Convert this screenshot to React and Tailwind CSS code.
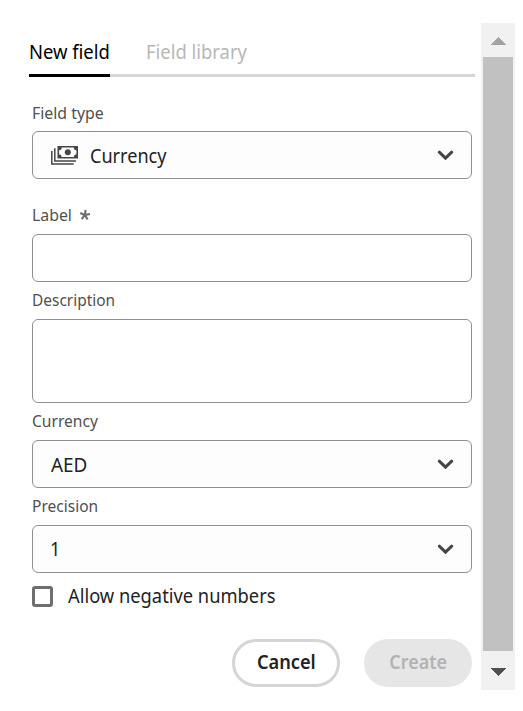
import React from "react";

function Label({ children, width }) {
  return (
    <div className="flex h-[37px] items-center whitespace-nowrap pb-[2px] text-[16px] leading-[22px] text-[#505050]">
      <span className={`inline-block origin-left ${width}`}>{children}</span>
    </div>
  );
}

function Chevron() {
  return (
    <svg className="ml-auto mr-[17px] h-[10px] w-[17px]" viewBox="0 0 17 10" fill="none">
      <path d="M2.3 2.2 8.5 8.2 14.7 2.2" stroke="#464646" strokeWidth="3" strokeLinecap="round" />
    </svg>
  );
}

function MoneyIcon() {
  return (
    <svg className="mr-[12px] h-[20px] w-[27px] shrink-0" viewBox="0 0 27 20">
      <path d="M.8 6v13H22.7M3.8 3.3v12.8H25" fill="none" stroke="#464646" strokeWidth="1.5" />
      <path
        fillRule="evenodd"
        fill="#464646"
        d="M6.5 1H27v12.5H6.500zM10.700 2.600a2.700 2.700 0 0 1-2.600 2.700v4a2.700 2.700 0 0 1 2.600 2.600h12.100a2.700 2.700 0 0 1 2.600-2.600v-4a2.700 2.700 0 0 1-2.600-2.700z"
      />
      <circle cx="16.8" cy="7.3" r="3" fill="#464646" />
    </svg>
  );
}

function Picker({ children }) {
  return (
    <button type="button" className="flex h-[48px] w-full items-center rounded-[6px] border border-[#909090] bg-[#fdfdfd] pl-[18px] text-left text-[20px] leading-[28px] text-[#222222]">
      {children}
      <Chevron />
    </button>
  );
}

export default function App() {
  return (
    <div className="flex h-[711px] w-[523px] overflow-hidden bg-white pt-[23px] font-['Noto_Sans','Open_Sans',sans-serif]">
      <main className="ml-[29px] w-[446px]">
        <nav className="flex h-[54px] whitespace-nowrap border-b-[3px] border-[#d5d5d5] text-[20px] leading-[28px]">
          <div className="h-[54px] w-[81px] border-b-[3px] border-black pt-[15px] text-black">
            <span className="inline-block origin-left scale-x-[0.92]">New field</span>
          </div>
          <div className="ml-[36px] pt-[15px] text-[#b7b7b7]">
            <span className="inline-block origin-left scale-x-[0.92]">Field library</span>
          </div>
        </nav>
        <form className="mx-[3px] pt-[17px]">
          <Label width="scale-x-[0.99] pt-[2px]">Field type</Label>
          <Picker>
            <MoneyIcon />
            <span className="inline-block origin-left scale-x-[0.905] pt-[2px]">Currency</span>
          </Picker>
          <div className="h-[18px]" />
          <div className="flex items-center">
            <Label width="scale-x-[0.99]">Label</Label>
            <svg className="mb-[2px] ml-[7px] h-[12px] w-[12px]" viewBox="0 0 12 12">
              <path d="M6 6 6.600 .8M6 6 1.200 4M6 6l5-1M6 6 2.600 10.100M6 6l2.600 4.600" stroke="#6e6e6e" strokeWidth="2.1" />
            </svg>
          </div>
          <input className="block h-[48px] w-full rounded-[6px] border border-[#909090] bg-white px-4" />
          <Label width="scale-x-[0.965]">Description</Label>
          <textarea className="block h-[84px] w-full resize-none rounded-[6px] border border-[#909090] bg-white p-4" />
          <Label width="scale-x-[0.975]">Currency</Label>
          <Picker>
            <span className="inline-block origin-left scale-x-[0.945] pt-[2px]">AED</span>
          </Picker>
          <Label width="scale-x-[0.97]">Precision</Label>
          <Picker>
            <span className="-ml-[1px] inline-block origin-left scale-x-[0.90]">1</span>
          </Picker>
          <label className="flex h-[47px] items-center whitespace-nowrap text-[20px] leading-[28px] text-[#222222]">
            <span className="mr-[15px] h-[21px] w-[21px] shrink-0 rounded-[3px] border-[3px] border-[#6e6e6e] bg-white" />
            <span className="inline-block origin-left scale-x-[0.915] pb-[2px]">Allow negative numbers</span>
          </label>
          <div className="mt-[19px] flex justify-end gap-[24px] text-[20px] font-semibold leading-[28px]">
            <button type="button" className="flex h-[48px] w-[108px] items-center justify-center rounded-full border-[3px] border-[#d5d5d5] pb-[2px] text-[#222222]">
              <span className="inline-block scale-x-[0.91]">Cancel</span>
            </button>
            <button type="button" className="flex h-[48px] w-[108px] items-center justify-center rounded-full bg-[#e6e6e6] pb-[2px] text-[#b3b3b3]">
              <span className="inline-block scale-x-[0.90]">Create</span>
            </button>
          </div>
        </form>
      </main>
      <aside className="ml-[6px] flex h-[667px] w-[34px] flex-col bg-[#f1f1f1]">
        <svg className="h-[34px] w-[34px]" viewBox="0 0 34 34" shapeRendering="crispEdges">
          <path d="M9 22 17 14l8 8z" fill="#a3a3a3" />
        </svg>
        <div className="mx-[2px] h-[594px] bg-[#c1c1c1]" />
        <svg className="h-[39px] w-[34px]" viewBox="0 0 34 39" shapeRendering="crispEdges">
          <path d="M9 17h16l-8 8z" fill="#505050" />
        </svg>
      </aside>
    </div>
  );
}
━━━━━━━━━━━━━━━━
INSTRUCTIONS FOR THE TASK> Copy nothing but the lines from the first one in the listing through the line with "import React from", and omit the pictures.

SOLVED EXERCISE>
Convert this screenshot to React and Tailwind CSS code.
import React from "react";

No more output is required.